Concurrently, the country's escalating concern with the environment's well-being not only had prompted passage of the Federal Water Pollution Act of 1972, but had spurred the Coast Guard to initiate the Marine Environmental Protection program and to offer a multitude of operational opportunities for women.
Timing, as they say, is everything. Breckenridge entered Officer Candidate School and was commissioned in the U.S. Coast Guard in 1976.
From coast to coast
In keeping with her environmental interests, Breckenridge's first tour of duty was with the National Response Center, the country's official point of contact for reporting oil and chemical spills. After two years, she joined the Pollution Response Branch of the Marine Environmental Protection Division at Coast Guard Headquarters in Washington, D.C., where national policies for spills on the country's navigable waters were developed.

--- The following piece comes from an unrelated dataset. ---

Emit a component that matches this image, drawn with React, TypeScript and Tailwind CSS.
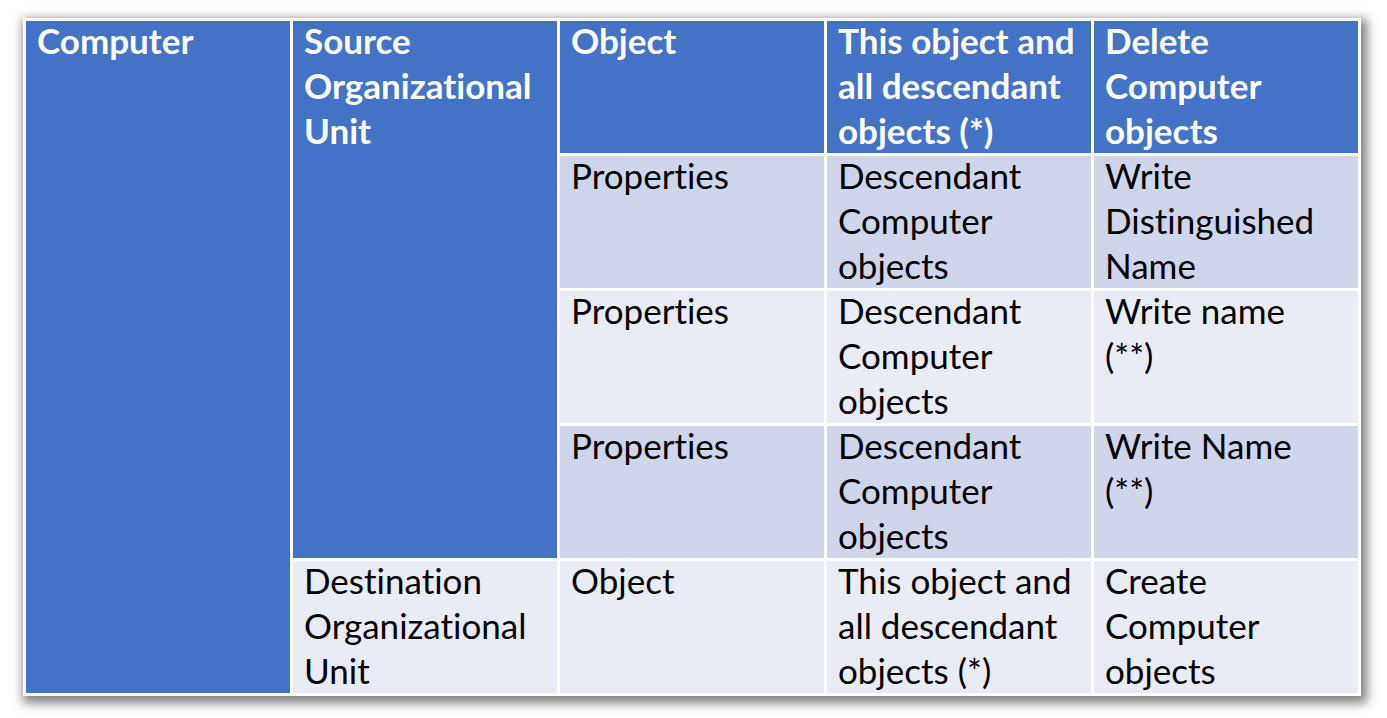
const blue = 'bg-[#4472C4] text-white font-bold';
const dark = 'bg-[#CFD5EA] text-black';
const light = 'bg-[#E9EBF5] text-black';

type CellProps = { lines: string[]; tone: string; className?: string };

// first line gets a tighter line box so the text sits near the top edge, like the source table
const Cell = ({ lines, tone, className = '' }: CellProps) => (
  <div className={`${tone} ${className} pl-[11px]`}>
    {lines.map((l, i) => (
      <div
        key={i}
        className={i === 0 ? 'whitespace-nowrap leading-[39px] mb-[3px]' : 'whitespace-nowrap leading-[45px]'}
      >
        {l}
      </div>
    ))}
  </div>
);

const rows = [
  { tone: dark, obj: 'Properties', applies: ['Descendant', 'Computer', 'objects'], perm: ['Write', 'Distinguished', 'Name'] },
  { tone: light, obj: 'Properties', applies: ['Descendant', 'Computer', 'objects'], perm: ['Write name', '(**)'] },
  { tone: dark, obj: 'Properties', applies: ['Descendant', 'Computer', 'objects'], perm: ['Write Name', '(**)'] },
];

export default function App() {
  return (
    <div className="w-[1387px] h-[718px] bg-white pt-[18px] pl-[23px] font-['Lato',sans-serif] text-[35px] [font-variant-ligatures:none]">
      <div className="w-[1338px] h-[678px] bg-white p-[3px] shadow-[3px_4px_10px_3px_rgba(0,0,0,0.5)]">
        <div className="grid h-full grid-cols-5 grid-rows-5 gap-[3px] bg-white">
          <Cell tone={blue} className="row-span-5" lines={['Computer']} />
          <Cell tone={blue} className="row-span-4" lines={['Source', 'Organizational', 'Unit']} />
          <Cell tone={blue} lines={['Object']} />
          <Cell tone={blue} lines={['This object and', 'all descendant', 'objects (*)']} />
          <Cell tone={blue} lines={['Delete', 'Computer', 'objects']} />

          {rows.map((r, i) => (
            <div key={i} className="contents">
              <Cell tone={r.tone} lines={[r.obj]} />
              <Cell tone={r.tone} lines={r.applies} />
              <Cell tone={r.tone} lines={r.perm} />
            </div>
          ))}

          <Cell tone={light} lines={['Destination', 'Organizational', 'Unit']} />
          <Cell tone={light} lines={['Object']} />
          <Cell tone={light} lines={['This object and', 'all descendant', 'objects (*)']} />
          <Cell tone={light} lines={['Create', 'Computer', 'objects']} />
        </div>
      </div>
    </div>
  );
}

While at headquarters, Breckenridge also served the Carter administration as a social aide, a member of the military presence that facilitates events and welcomes attendees at White House functions. One especially notable occasion during Breckenridge's tenure was the 1979 signing of the Middle East Peace Accord by Egyptian President Anwar al-Sadat and Israeli Prime Minister Menachem Begin.
Following a three-year tour in Seattle as a port safety officer and then a group operations officer, Breckenridge was named assistant chief of operations at the Pay and Personnel Center in Topeka, Kan. Her husband, Paul, graduated from veterinary school while there and today practices with the Marin County Humane Society in Novato, Calif.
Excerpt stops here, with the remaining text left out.